WHAT IS REQUIRED: Using the listing below, please gather every line containing the word "that".

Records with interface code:
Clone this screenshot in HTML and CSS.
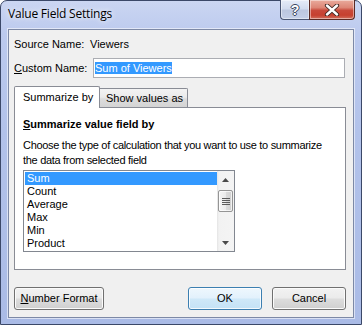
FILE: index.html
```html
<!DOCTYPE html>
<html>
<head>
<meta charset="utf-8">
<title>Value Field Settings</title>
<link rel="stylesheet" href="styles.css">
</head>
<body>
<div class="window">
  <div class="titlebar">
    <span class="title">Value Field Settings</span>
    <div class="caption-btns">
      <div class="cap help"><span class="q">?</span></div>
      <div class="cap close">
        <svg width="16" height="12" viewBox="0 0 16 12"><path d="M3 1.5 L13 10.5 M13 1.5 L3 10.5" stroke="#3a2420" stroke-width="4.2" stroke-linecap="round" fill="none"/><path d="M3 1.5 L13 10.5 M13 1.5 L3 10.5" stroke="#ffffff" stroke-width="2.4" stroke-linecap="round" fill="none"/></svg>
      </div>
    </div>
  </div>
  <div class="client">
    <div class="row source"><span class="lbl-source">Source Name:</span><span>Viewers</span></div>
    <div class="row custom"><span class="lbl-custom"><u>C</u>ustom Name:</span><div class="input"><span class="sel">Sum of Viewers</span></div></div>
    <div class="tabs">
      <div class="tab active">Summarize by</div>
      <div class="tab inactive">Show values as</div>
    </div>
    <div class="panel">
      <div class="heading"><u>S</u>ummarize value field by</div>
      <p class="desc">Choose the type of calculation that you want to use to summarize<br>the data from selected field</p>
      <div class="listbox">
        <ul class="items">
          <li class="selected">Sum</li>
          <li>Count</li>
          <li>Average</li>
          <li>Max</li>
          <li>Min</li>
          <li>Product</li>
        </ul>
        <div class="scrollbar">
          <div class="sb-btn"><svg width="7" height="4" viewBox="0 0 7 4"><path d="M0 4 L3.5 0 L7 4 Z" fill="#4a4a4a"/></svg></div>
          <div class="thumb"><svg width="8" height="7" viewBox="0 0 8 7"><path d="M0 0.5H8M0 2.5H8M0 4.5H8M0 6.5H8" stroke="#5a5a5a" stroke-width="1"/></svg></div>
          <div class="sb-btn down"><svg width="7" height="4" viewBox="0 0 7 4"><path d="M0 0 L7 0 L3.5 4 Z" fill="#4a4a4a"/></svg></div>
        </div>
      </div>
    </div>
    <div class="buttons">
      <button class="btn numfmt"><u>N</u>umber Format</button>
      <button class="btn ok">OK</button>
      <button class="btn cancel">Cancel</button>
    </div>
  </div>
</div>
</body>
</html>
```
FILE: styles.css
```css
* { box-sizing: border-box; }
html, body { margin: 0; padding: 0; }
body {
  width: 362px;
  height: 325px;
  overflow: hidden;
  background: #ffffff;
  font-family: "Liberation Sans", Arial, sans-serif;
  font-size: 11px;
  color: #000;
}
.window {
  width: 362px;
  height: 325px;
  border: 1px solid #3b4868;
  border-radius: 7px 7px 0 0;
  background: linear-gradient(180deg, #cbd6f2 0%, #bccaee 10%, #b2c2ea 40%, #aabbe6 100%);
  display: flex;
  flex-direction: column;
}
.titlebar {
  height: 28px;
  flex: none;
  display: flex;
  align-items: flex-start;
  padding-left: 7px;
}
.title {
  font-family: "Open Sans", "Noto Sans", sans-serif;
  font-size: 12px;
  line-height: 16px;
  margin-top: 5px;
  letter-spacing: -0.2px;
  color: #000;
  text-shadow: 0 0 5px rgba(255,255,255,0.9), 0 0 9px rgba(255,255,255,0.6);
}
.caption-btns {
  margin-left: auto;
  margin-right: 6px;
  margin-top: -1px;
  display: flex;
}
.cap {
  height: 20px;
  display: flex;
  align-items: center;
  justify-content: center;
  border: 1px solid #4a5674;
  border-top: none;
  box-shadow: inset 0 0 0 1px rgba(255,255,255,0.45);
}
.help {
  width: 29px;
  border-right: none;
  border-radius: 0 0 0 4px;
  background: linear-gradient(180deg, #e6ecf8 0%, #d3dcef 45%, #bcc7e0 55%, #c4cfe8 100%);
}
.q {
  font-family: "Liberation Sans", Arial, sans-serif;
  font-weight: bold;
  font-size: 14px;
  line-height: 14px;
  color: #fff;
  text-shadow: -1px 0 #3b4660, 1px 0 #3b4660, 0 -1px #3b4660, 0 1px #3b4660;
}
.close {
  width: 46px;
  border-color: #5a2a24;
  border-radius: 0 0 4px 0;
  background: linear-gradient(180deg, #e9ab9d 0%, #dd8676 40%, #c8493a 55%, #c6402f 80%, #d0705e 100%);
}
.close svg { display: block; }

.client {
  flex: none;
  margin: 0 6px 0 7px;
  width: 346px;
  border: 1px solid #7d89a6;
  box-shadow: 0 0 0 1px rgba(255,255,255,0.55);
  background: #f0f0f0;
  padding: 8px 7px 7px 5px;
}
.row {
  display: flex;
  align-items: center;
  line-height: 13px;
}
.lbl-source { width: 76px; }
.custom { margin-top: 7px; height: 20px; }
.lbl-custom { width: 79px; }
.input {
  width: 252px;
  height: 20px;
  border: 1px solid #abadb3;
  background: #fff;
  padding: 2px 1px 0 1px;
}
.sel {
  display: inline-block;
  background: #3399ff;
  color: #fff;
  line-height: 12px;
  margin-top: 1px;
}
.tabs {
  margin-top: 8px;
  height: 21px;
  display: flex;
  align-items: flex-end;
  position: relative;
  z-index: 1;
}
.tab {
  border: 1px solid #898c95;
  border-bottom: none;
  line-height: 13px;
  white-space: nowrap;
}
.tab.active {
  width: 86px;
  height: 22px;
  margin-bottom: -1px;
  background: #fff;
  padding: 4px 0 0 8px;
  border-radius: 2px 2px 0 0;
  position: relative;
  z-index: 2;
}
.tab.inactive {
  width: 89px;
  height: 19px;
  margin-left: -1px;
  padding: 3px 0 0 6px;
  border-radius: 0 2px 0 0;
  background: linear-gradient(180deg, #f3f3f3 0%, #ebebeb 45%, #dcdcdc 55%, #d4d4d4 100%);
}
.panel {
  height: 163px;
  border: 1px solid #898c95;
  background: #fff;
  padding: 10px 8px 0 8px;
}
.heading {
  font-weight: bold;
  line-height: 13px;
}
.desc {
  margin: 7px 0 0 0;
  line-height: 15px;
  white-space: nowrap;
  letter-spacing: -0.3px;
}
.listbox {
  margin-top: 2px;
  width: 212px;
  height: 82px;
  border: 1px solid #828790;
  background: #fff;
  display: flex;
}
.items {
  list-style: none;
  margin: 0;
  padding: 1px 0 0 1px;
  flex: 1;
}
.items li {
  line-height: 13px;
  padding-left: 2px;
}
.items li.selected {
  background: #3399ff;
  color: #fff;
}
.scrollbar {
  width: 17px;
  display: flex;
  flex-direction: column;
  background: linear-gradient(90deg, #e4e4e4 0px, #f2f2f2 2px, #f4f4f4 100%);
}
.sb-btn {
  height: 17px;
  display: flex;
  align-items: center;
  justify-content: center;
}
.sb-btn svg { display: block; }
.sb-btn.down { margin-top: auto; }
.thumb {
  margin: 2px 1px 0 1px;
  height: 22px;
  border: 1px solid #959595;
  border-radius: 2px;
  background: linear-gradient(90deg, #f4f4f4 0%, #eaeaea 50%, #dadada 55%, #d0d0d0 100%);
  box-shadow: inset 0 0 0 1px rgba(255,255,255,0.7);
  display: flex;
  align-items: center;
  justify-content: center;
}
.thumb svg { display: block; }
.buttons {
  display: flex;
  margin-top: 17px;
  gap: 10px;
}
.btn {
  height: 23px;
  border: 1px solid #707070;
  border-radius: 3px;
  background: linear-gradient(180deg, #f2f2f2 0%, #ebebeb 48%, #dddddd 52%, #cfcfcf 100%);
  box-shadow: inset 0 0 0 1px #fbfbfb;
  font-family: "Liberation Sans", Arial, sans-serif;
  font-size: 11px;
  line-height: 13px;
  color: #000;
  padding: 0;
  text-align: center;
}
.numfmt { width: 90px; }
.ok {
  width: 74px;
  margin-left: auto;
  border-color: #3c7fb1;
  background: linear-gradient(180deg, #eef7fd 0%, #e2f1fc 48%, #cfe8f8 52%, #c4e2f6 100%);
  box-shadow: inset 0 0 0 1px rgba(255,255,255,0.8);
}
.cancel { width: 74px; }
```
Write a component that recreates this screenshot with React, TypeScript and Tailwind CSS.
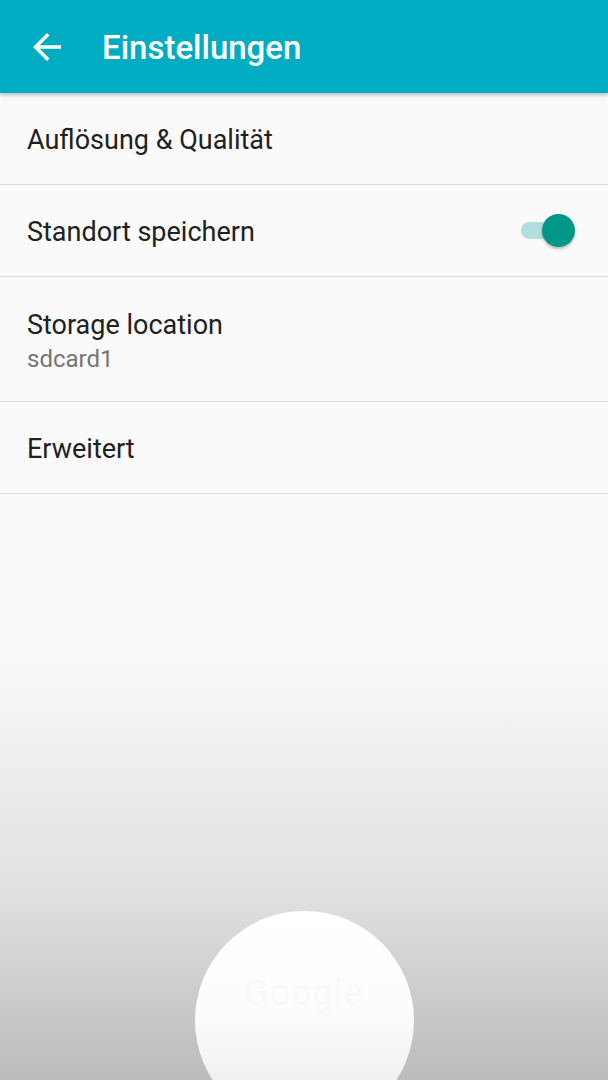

ANSWER:
      <p class="desc">Choose the type of calculation that you want to use to summarize<br>the data from selected field</p>
Write a component that recreates this screenshot with React, TypeScript and Tailwind CSS.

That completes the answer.